— Exercise directions —
List each line in which the string "components" appears.

──────────

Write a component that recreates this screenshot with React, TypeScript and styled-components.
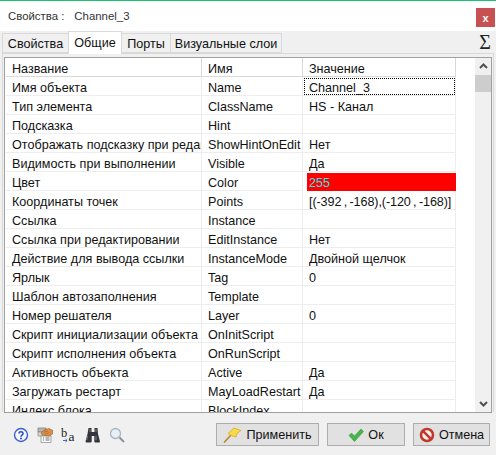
import React from "react";
import styled, { createGlobalStyle } from "styled-components";

const GlobalStyle = createGlobalStyle`
  html, body {
    margin: 0;
    padding: 0;
    background: #f0f0f0;
  }
  body {
    font-family: "Liberation Sans", Arial, sans-serif;
    font-size: 12.6px;
    color: #111;
  }
`;

const rows = [
  ["Имя объекта", "Name", "Channel_3"],
  ["Тип элемента", "ClassName", "HS - Канал"],
  ["Подсказка", "Hint", ""],
  ["Отображать подсказку при редактировании", "ShowHintOnEdit", "Нет"],
  ["Видимость при выполнении", "Visible", "Да"],
  ["Цвет", "Color", "255"],
  ["Координаты точек", "Points", "[(-392 , -168),(-120 , -168)]"],
  ["Ссылка", "Instance", ""],
  ["Ссылка при редактировании", "EditInstance", "Нет"],
  ["Действие для вывода ссылки", "InstanceMode", "Двойной щелчок"],
  ["Ярлык", "Tag", "0"],
  ["Шаблон автозаполнения", "Template", ""],
  ["Номер решателя", "Layer", "0"],
  ["Скрипт инициализации объекта", "OnInitScript", ""],
  ["Скрипт исполнения объекта", "OnRunScript", ""],
  ["Активность объекта", "Active", "Да"],
  ["Загружать рестарт", "MayLoadRestart", "Да"],
  ["Индекс блока", "BlockIndex", ""],
];

const tabs = [
  { label: "Свойства", width: 67 },
  { label: "Общие", width: 54 },
  { label: "Порты", width: 50 },
  { label: "Визуальные слои", width: 112 },
];

const Window = styled.div`
  width: 496px;
  height: 455px;
  display: flex;
  flex-direction: column;
  overflow: hidden;
  background: #f0f0f0;
  border-top: 1px solid #17c46f;
  box-sizing: border-box;
`;

const TitleBar = styled.div`
  height: 30px;
  flex: none;
  background: #fff;
  display: flex;
  justify-content: space-between;
  padding-left: 8px;
  color: #333;
`;

const TitleText = styled.div`
  display: flex;
  gap: 10px;
  padding-top: 8px;
  font-size: 11.4px;
  line-height: 15px;
`;

const CloseButton = styled.div`
  width: 19px;
  height: 19px;
  margin: 7px 1px 0 0;
  background: #c75050;
  color: #fff;
  font-size: 11px;
  font-weight: bold;
  display: flex;
  align-items: center;
  justify-content: center;
`;

const TabStrip = styled.div`
  height: 22px;
  flex: none;
  display: flex;
  align-items: flex-end;
  justify-content: space-between;
  padding: 0 5px 0 3px;
`;

const Tabs = styled.div`
  display: flex;
  align-items: flex-end;
`;

const Tab = styled.div<{ $active?: boolean; $w: number }>`
  width: ${({ $w }) => $w}px;
  height: ${({ $active }) => ($active ? "23px" : "20px")};
  box-sizing: border-box;
  text-align: center;
  padding-top: ${({ $active }) => ($active ? "4px" : "3px")};
  margin-bottom: ${({ $active }) => ($active ? "-1px" : "0")};
  background: ${({ $active }) => ($active ? "#fff" : "#f0f0f0")};
  border: 1px solid #d9d9d9;
  border-bottom: ${({ $active }) => ($active ? "none" : "1px solid #d9d9d9")};
  margin-left: -1px;
  position: relative;
  white-space: nowrap;
`;

const Sigma = styled.div`
  font-family: "Liberation Serif", serif;
  font-size: 20px;
  line-height: 22px;
  color: #222;
`;

const Panel = styled.div`
  height: 359px;
  flex: none;
  box-sizing: border-box;
  margin: 0 2px;
  padding: 3px 1px 0 1px;
  border: 1px solid #d9d9d9;
  border-bottom: none;
  background: #f0f0f0;
`;

const GridFrame = styled.div`
  height: 356px;
  box-sizing: border-box;
  display: flex;
  background: #fff;
  border: 1px solid #a0a0a0;
  overflow: hidden;
`;

const Table = styled.div`
  width: 451px;
  flex: none;
  padding-left: 1px;
  overflow: hidden;
`;

const Row = styled.div`
  display: grid;
  grid-template-columns: 196px 101px 153px;
  height: 19px;
`;

const Cell = styled.div<{ $head?: boolean }>`
  box-sizing: border-box;
  height: 19px;
  line-height: 22px;
  padding-left: 6px;
  overflow: hidden;
  white-space: nowrap;
  border-right: 1px solid ${({ $head }) => ($head ? "#d8d8d8" : "#ededed")};
  border-bottom: 1px solid ${({ $head }) => ($head ? "#d8d8d8" : "#ededed")};
`;

const FocusCell = styled(Cell)`
  outline: 1px dotted #000;
  outline-offset: -2px;
`;

const ColorCell = styled(Cell)`
  margin-left: 4px;
  padding-left: 2px;
  background: #ff0000;
  color: #27e6e6;
  border-right: none;
  border-bottom: none;
  margin-top: 1px;
  height: 18px;
  line-height: 20px;
`;

const PointsCell = styled(Cell)`
  word-spacing: -1px;
  letter-spacing: -0.1px;
`;

const Scrollbar = styled.div`
  width: 17px;
  flex: none;
  margin-left: 18px;
  background: #f0f0f0;
  display: flex;
  flex-direction: column;
  align-items: center;
`;

const ScrollArrow = styled.svg`
  width: 17px;
  height: 17px;
  flex: none;
`;

const ScrollThumb = styled.div`
  width: 17px;
  height: 17px;
  background: #cdcdcd;
`;

const ScrollSpace = styled.div`
  flex: 1;
`;

const Footer = styled.div`
  flex: 1;
  display: flex;
  align-items: flex-start;
  justify-content: space-between;
  padding: 11px 6px 0 13px;
`;

const ToolIcons = styled.div`
  display: flex;
  align-items: center;
  gap: 8px;
  height: 23px;
`;

const Buttons = styled.div`
  display: flex;
  gap: 8px;
`;

const Btn = styled.div<{ $w: number }>`
  width: ${({ $w }) => $w}px;
  height: 23px;
  box-sizing: border-box;
  border: 1px solid #adadad;
  background: #e1e1e1;
  display: flex;
  align-items: center;
  justify-content: center;
  gap: 4px;
`;

const Mini = styled.svg`
  width: 16px;
  height: 16px;
  flex: none;
`;

const FlagSvg = styled.svg`
  width: 19px;
  height: 16px;
  flex: none;
`;

const HelpIcon = () => (
  <Mini viewBox="0 0 16 16">
    <circle cx="8" cy="8" r="6.5" fill="#f4f6ff" stroke="#3a5fd0" strokeWidth="1.4" />
    <path d="M6 6.5c0-2.5 4-2.5 4 0 0 1.6-2 1.6-2 3.2" fill="none" stroke="#2a4cc0" strokeWidth="1.5" />
    <circle cx="8" cy="11.6" r="1" fill="#2a4cc0" />
  </Mini>
);

const HandTableIcon = () => (
  <Mini viewBox="0 0 16 16">
    <rect x="1" y="1" width="8" height="4" fill="#b8b8b8" stroke="#777" strokeWidth="0.7" />
    <rect x="1" y="5" width="8" height="4" fill="#d6d6d6" stroke="#888" strokeWidth="0.7" />
    <rect x="4" y="9" width="10" height="6.5" fill="#f8f8f8" stroke="#888" strokeWidth="0.7" />
    <path d="M6 11h1M6 13h1" stroke="#2c9a3c" strokeWidth="1" />
    <path d="M8.5 11h4M8.5 13h4" stroke="#777" strokeWidth="1" />
    <path d="M4 6l3-3 5-1.5 4 2-.5 3.5-3 2-4-.5-3-.5z" fill="#d98f45" stroke="#9a5c20" strokeWidth="0.6" />
    <path d="M7 5l4-1M8 7l4-1" stroke="#a5651f" strokeWidth="0.6" />
  </Mini>
);

const CaseIcon = () => (
  <Mini viewBox="0 0 16 16">
    <text x="0" y="10" fontFamily="Liberation Serif, serif" fontSize="12.5" fill="#222">b</text>
    <text x="7.5" y="14" fontFamily="Liberation Serif, serif" fontSize="13.5" fill="#222">a</text>
    <path d="M2 13.5h4M4.5 12l1.600 1.500-1.600 1.500" fill="none" stroke="#2f56c4" strokeWidth="0.9" />
  </Mini>
);

const BinocularsIcon = () => (
  <Mini viewBox="0 0 16 16">
    <path d="M3.500 1h3v4h3V1h3l.5 6 2 7.500-.5 1H10l-.7-1V9H6.700v5.500l-.7 1H1l-.5-1L2.500 7z" fill="#33363a" />
    <path d="M2.500 9l-.8 4M11 9v4" stroke="#7c8086" strokeWidth="1" />
    <rect x="4" y="2" width="2" height="3" fill="#55585c" />
    <rect x="10" y="2" width="2" height="3" fill="#55585c" />
  </Mini>
);

const SearchIcon = () => (
  <Mini viewBox="0 0 16 16">
    <circle cx="6.500" cy="6.500" r="5" fill="#e6eef8" stroke="#a9b3bd" strokeWidth="1.300" />
    <path d="M10.500 10.500L15 15" stroke="#8d9299" strokeWidth="2" />
  </Mini>
);

const FlagIcon = () => (
  <FlagSvg viewBox="0 0 19 16">
    <path d="M1 15.500L8 8" stroke="#b98a2a" strokeWidth="1.600" />
    <path d="M5 6.500L11 1l7 2.500-4 3-1 3.500-5-1.500z" fill="#f8d94a" stroke="#d8a92a" strokeWidth="0.800" />
  </FlagSvg>
);

const CheckIcon = () => (
  <Mini viewBox="0 0 16 16">
    <path d="M1 8.500l2.500-2.500 3 3L13 2l2.500 2.500-9 10z" fill="#46b54a" stroke="#2f9a3a" strokeWidth="0.600" />
  </Mini>
);

const CancelIcon = () => (
  <Mini viewBox="0 0 16 16">
    <circle cx="8" cy="8" r="6" fill="#f4f0f0" stroke="#c0392b" strokeWidth="2.600" />
    <path d="M3.800 3.800l8.400 8.400" stroke="#c0392b" strokeWidth="2.600" />
  </Mini>
);

const renderValue = (name: string, value: string) => {
  if (name === "Name") return <FocusCell>{value}</FocusCell>;
  if (name === "Color") return <ColorCell>{value}</ColorCell>;
  if (name === "Points") return <PointsCell>{value}</PointsCell>;
  return <Cell>{value}</Cell>;
};

const App = () => (
  <>
    <GlobalStyle />
    <Window>
      <TitleBar>
        <TitleText>
          <span>Свойства :</span>
          <span>Channel_3</span>
        </TitleText>
        <CloseButton>x</CloseButton>
      </TitleBar>
      <TabStrip>
        <Tabs>
          {tabs.map((t, i) => (
            <Tab key={t.label} $w={t.width} $active={i === 1}>{t.label}</Tab>
          ))}
        </Tabs>
        <Sigma>Σ</Sigma>
      </TabStrip>
      <Panel>
        <GridFrame>
          <Table>
            <Row>
              <Cell $head>Название</Cell>
              <Cell $head>Имя</Cell>
              <Cell $head>Значение</Cell>
            </Row>
            {rows.map(([a, b, c]) => (
              <Row key={b}>
                <Cell>{a}</Cell>
                <Cell>{b}</Cell>
                {renderValue(b, c)}
              </Row>
            ))}
          </Table>
          <Scrollbar>
            <ScrollArrow viewBox="0 0 17 17">
              <path d="M5 10l3.500-3.500L12 10" fill="none" stroke="#505050" strokeWidth="2" />
            </ScrollArrow>
            <ScrollThumb />
            <ScrollSpace />
            <ScrollArrow viewBox="0 0 17 17">
              <path d="M5 7l3.500 3.500L12 7" fill="none" stroke="#505050" strokeWidth="2" />
            </ScrollArrow>
          </Scrollbar>
        </GridFrame>
      </Panel>
      <Footer>
        <ToolIcons>
          <HelpIcon />
          <HandTableIcon />
          <CaseIcon />
          <BinocularsIcon />
          <SearchIcon />
        </ToolIcons>
        <Buttons>
          <Btn $w={103}><FlagIcon />Применить</Btn>
          <Btn $w={78}><CheckIcon />Ок</Btn>
          <Btn $w={77}><CancelIcon />Отмена</Btn>
        </Buttons>
      </Footer>
    </Window>
  </>
);

export default App;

──────────

— Exercise solution —
Write a component that recreates this screenshot with React, TypeScript and styled-components.
import styled, { createGlobalStyle } from "styled-components";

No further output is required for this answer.